View Full Version : What tool/machine "flared" this pipe?

01-24-2013, 12:58 PM
These are called crush sleeves. They insert them inside fiberglass (FG) exhaust tubing so you can clamp exhaust hose to the FG tubing without crushing the FG with the hose clamps. Mainly used in the marine industry.
They look to be 20-22 gauge and they have a flare of approx 1/8" to stop them from sliding all the way in the tube.
If I wanted to make a few of these, what could be used to do the flare? I can see by the tooling marks it looks to be some kind of roller tool/machine flared one edge prior to welding it together. Any ideas on how to do this myself? The one pictured below is for 6" exhaust. Thanks!




01-24-2013, 01:03 PM
maybe something like this? http://www.harborfreight.com/large-tail-pipe-expander-69549.html

01-24-2013, 01:11 PM
Bead roller, no doubt. Do a Google image search for "bead roller flare pipe". For onsie-twosies, some folks have welded up a tool using vise grips as a crimper.

01-24-2013, 01:13 PM
maybe something like this? http://www.harborfreight.com/large-tail-pipe-expander-69549.html

Those are junk, they work once on regular exhaust pipe and that is it. If the pipe is thin wall they last a little longer, but not much.

01-24-2013, 01:13 PM
maybe something like this? http://www.harborfreight.com/large-tail-pipe-expander-69549.html

No, not that. That won't make a shape at all like this.
This was done with a bead roller.

01-24-2013, 01:22 PM
Something like this?


And the die size is the size bead you want?

01-24-2013, 02:01 PM
Yes, a bead roller.

01-24-2013, 06:05 PM
Yes, definitely a bead roller like the pic just posted. You can also tell that it wasn't quite straight since the start and finish lines don't match up. Shows that it was done around the edge and not all at once.


01-24-2013, 08:15 PM
Done with this:

01-25-2013, 10:55 AM
Agreed, a bead roller with the correct dies will make that flare.

That part is used in a marine exhaust system?? No doubt it was made from SS. But who did that crappy weld? Marine exhaust is a harsh environment with high temperatures, acidic atmosphere, and corrosive liquid coolant (sea water) passing through it. That rough weld root is where initial corrosion will start, leading to premature failure of the part.

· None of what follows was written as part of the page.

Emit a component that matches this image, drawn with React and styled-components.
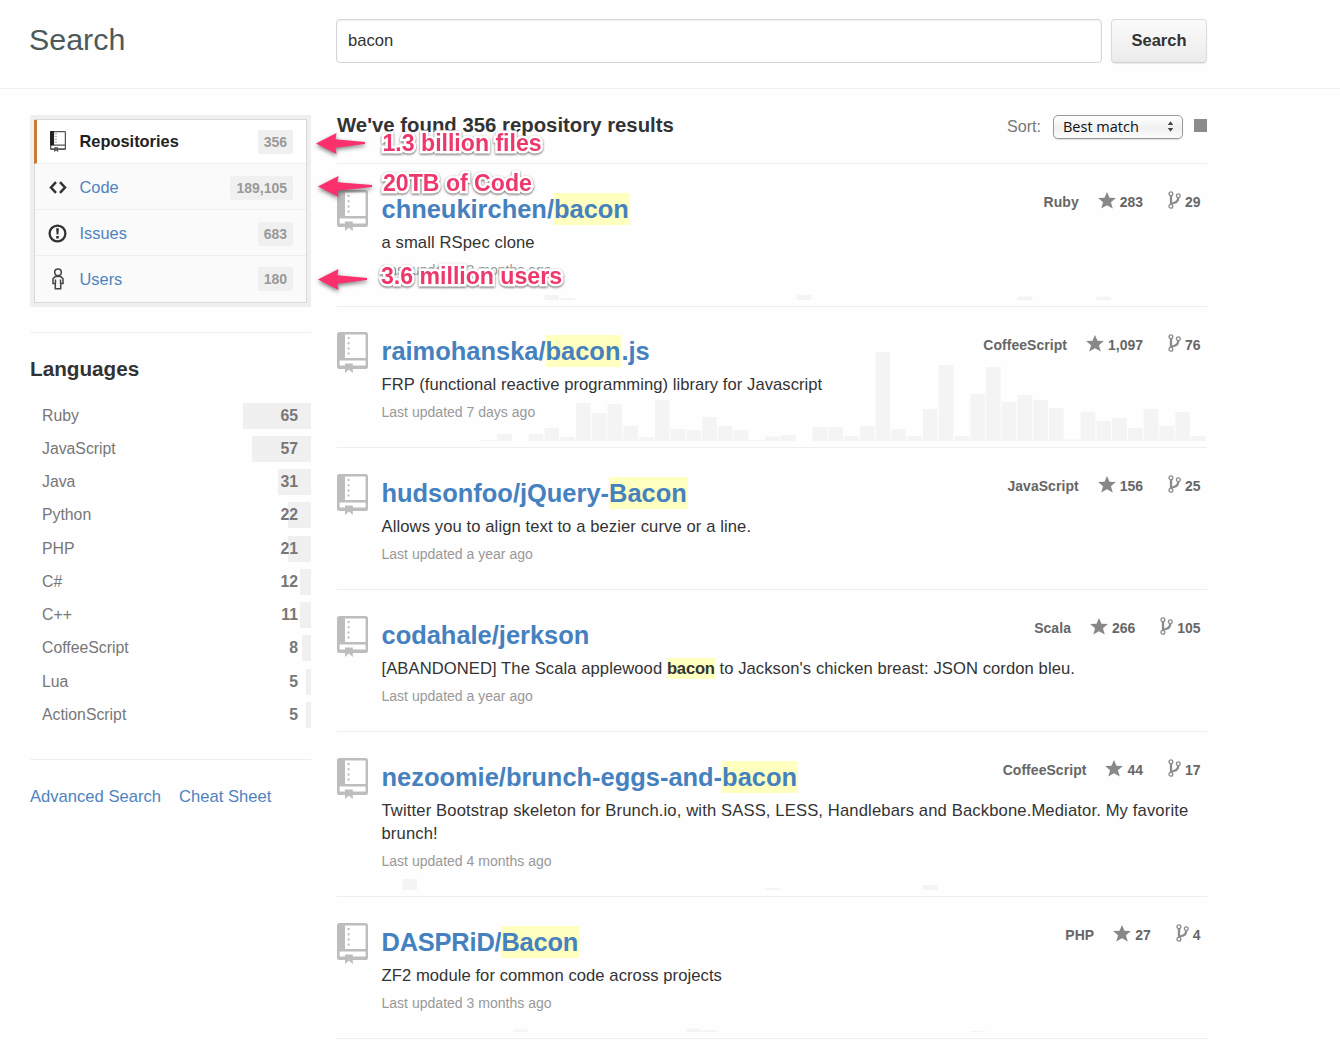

Such failure can sink the boat by permitting sea water to leak in!

If you were to fabricate your own I hope you can weld stainless better than that!

- Mondo

01-25-2013, 12:04 PM
Yeah for marine exhaust. And yes 316 SS. The weld shown is the backside of the weld. Not sure what the bead loooked like cause its grinded smooth on the outside to slide inside the fiberglass tubing and exhaust hose. But I agree, from the backside it doesnt look too good.
That said, it's not really a critical part of the exhaust. The critical connection is between the exhaust hose and the fiberglass tubing itself.
The sleeve is just used inside both so you can torque down the hose clamps without fear of crushing or cracking the fiberglass tubing that could lead to a critical failure in the future.
Once the hose clamps have been torqued down, the crush sleeve has done it's job and is no longer needed until the next time the exhaust hose or FG tubing is replaced.

01-26-2013, 01:08 PM
sugaring. to prevent sugaring, it requires shielding with a purge set up or at the very least a purge dam.